Big Data Search Engine Helps Cancer Patients
- Match cancer patients to cord-blood donors to retrieve stem cells for treatment.
- Create a modern, Internet-based matching system that is fast and easy to use.
- Integrate graph search and big data capabilities to rapidly compute data.
- CordMatch, an Internet-based donor matching system.
- Neo4j, a high-performance, enterprise-level graph database.
- A unique algorithm for a single and double cord searches.
- Enables blood banks, transplant centers and registries to communicate.
- Customizable search options simplify the matching of cord blood units.
- Uses a combination of innovative frameworks and a big data graph.
An innovative big data search platform is helping in the fight against cancer. A tool called CordMatch, by Berlin-based Cytolon, uses big data techniques and a unique matching algorithm to quickly find cord blood matches for cancer patients in need of a stem cell transplant.
Blood from the umbilical cord, or cord blood, is rich in stem cells that can be used to treat diseases such as leukemia, a cancer of the blood cells. The process for matching cord blood units to patients used to take hours. Working with Cytolon, an innovator in stem cell matching, CSC developed an Internet-based system that matches donor cord blood with patients quickly and easily.
Finding a match
Patients suffering from diseases such as leukemia can derive great benefits from stem cells found in cord blood, which have significant advantages over cells isolated from bone marrow. For cancer patients, finding the optimal match is essential for receiving a stem cell transplant that can help build up their immune system.
All humans have unique genetic codes that are structured in a complex system, with millions of relationships between those codes. Every code is connected to another code by a relationship with attributes, and matching donor cord blood to a patient was a lengthy process when using earlier technologies.
Cytolon asked CSC to create a modern, Internet-based matching system that was fast and easy to use. CSC technologists developed a solution that uses a big data-style graph database that matches DNA from a patient’s blood with DNA from the donated cord blood.
“CordMatch is Web-based and uses modern technologies with a graph-based database, which makes the search faster than other applications. We can search databases all over the world and quickly find the right solution for a patient,” says Harald Diehl, CSC’s lead architect on the project.

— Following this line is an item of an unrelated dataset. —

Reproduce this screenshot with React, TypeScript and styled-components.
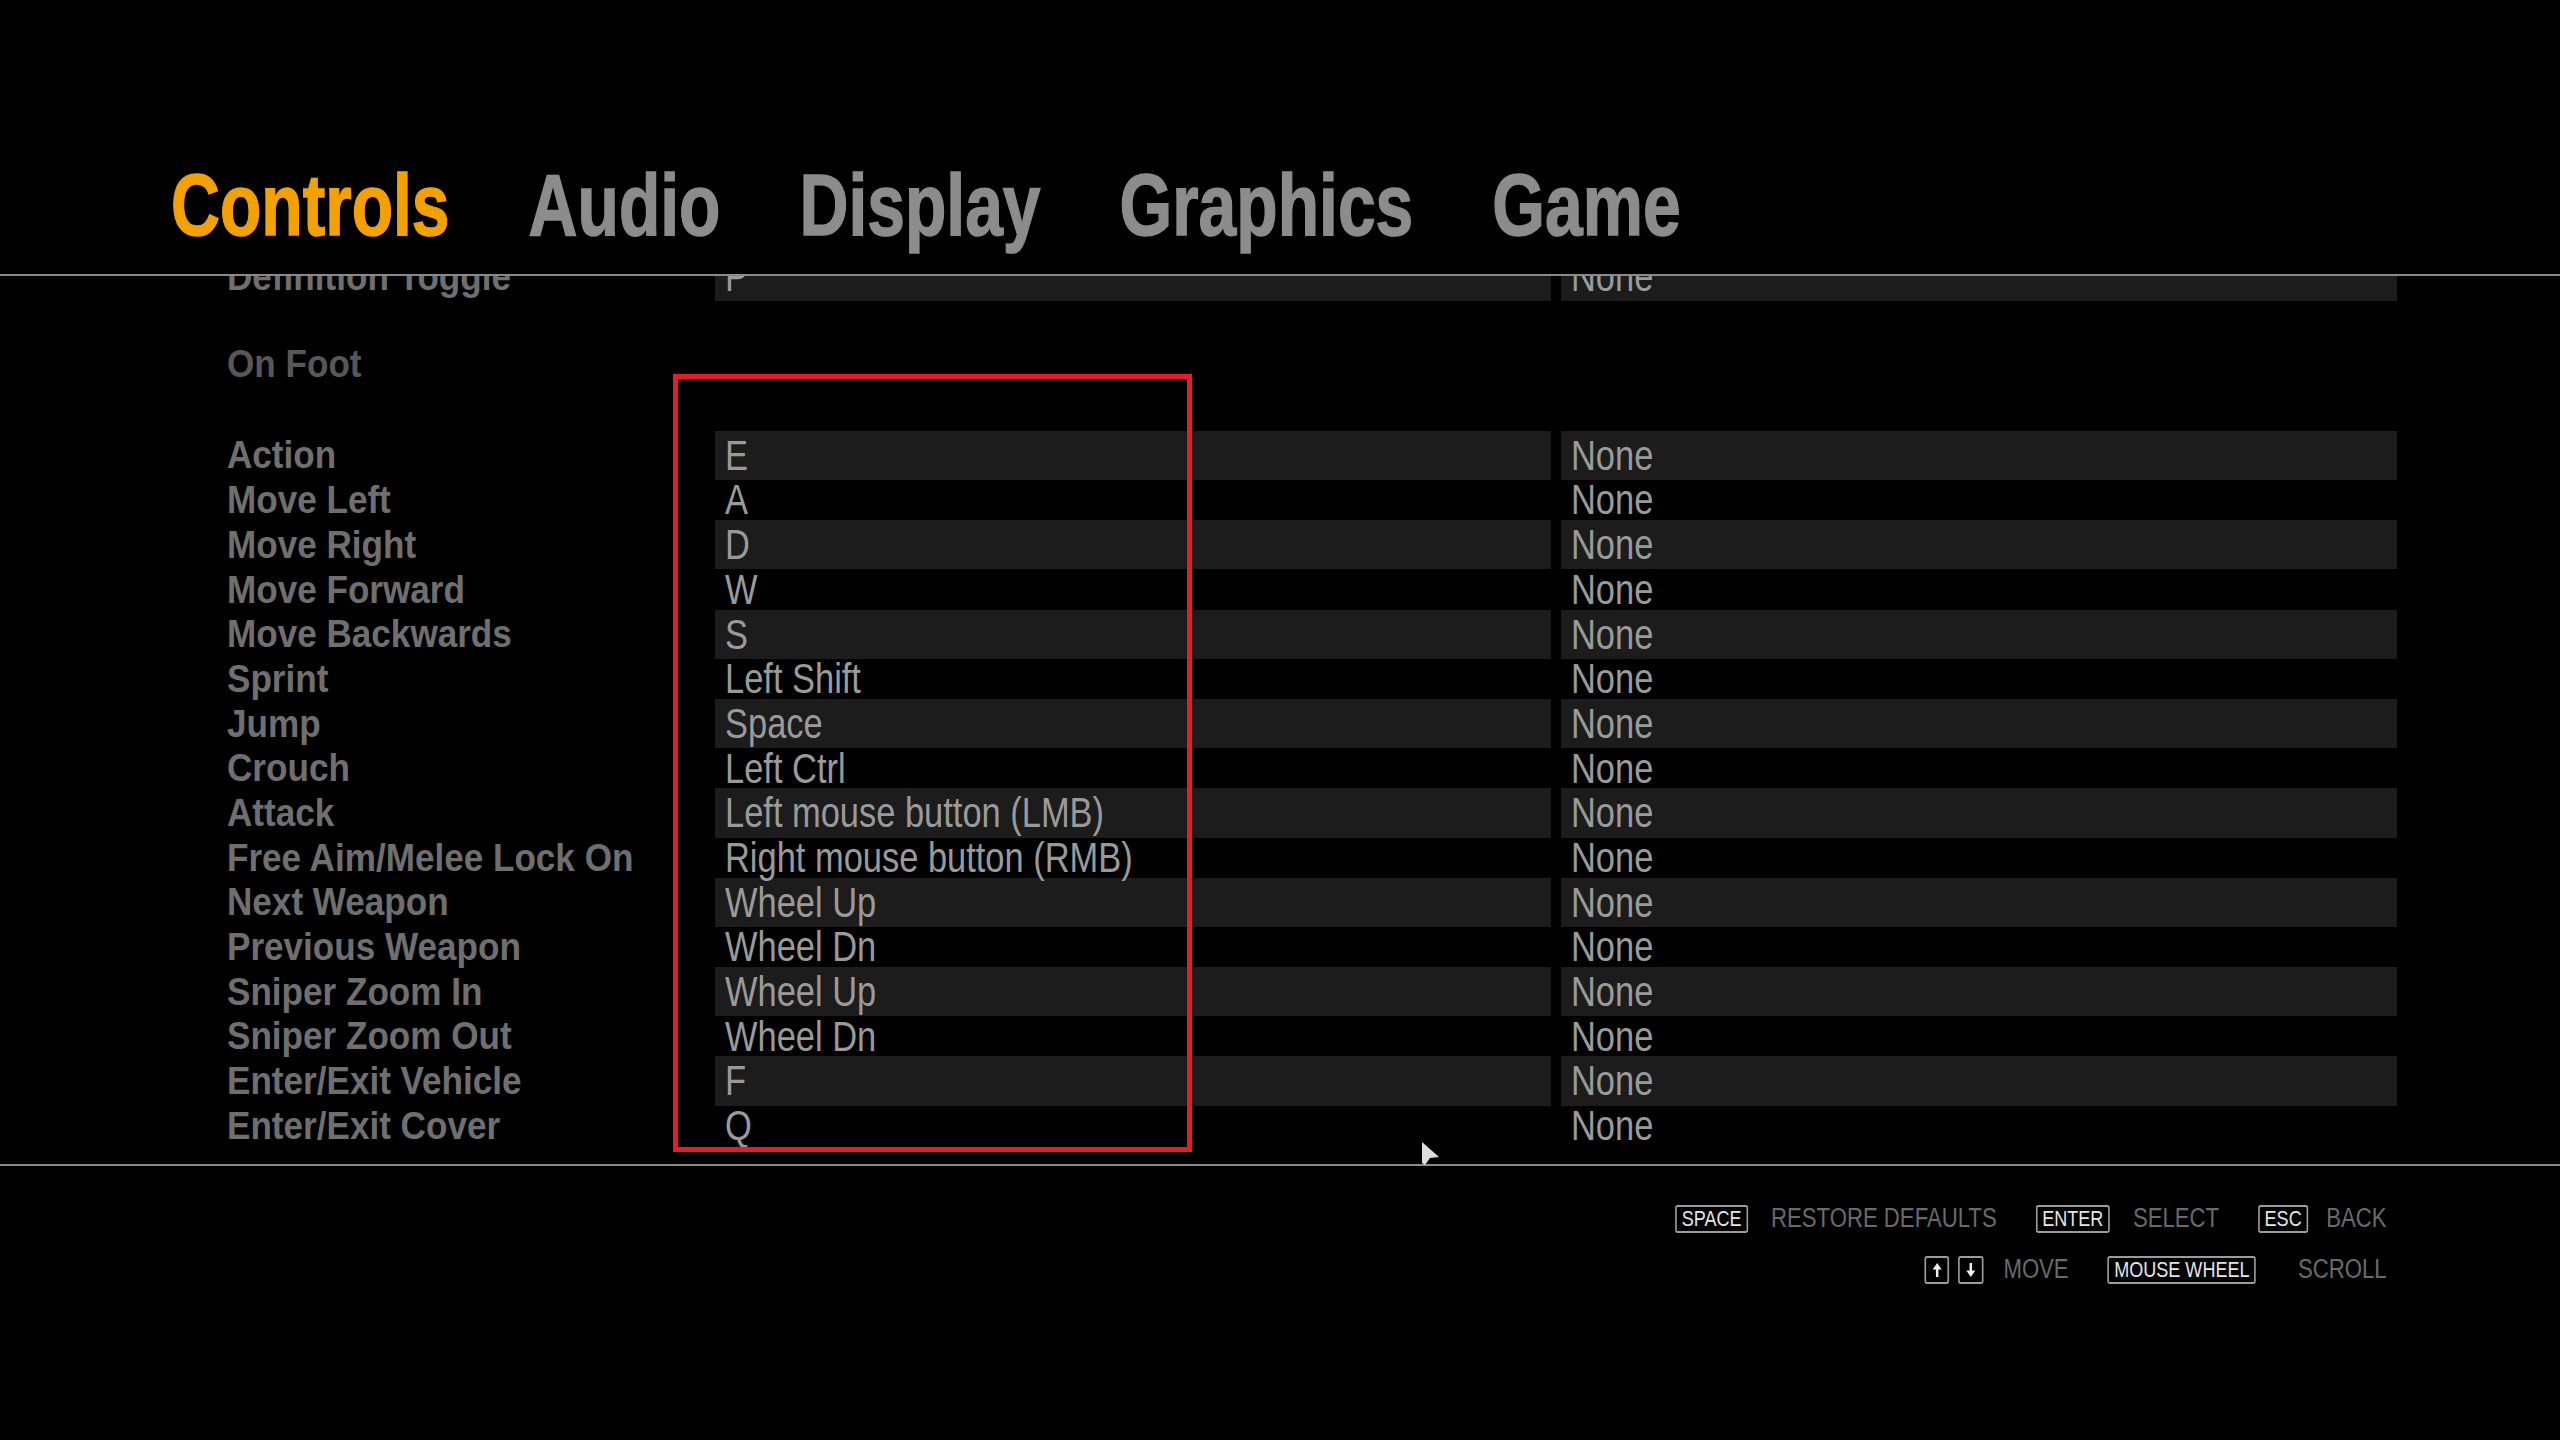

Diehl says CordMatch is like Facebook in that it uses semantic technology, which encodes meanings separately from data and content files. “Like Facebook, it is ‘who knows who,’ so we can match all corresponding codes to one code.”
Big data meets genetic codes
In order to search and compare millions of cell codes with a patient’s data in less than a few seconds, CSC’s team chose Neo4j, a high-performance, enterprise-level graph database. Graph databases store and represent data by using graph structures with nodes, edges and properties. CordMatch uses a relationship graph database to house more than 2 million codes with 60 million direct relationships between the codes.
The human leukocyte antigen (HLA) system is controlled by genes, and major HLA antigens are essential elements in the immune system. All known HLA codes in the world are stored inside the main graph, and the edges between the HLA nodes are used to identify the relationship and the hierarchy between them. To analyze the codes, CSC developed a unique algorithm for a single and double cord search that leverages existing algorithms to optimize search speed and accuracy.
“The biggest challenge was solving the complexity of the data and the high-level implementation. So we used the most modern frameworks and the most innovative data graph,” says Simon Hanika, a senior application developer for CSC. CordMatch is the first application that uses a combination of innovative frameworks and a big data graph to rapidly compute complex relationships between genetic codes.
CordMatch compares all HLA values, and 6 of 10 values must match for a successful match. New code variants are added to the system every day as they become available from sources such as the World Health Organization.
One word: Success
To develop CordMatch, Cytolon sought a company that had applications expertise, industry experience and global reach. For Thomas Klein, Cytolon’s founder and CEO, CSC proved to be a perfect match. “We were looking for a partner who understood our culture, understood our cutting-edge product, and who was able to transfer IT into the medical area. And we needed a partner in all the countries we are working with our customers, and CSC is more or less in all countries.”
For Klein, CSC also provided the quick reaction time needed to bring such an innovative solution to market quickly. “The biggest difference [from] other companies we have worked with is that the people at CSC react very fast — they respond directly, and we like that direct communication.”
Klein describes Cytolon’s relationship with CSC in one word: “success,” And, he says, “It’s the first time on earth that a personalized medicine platform works in a real existing market, thanks to a very good partnership.”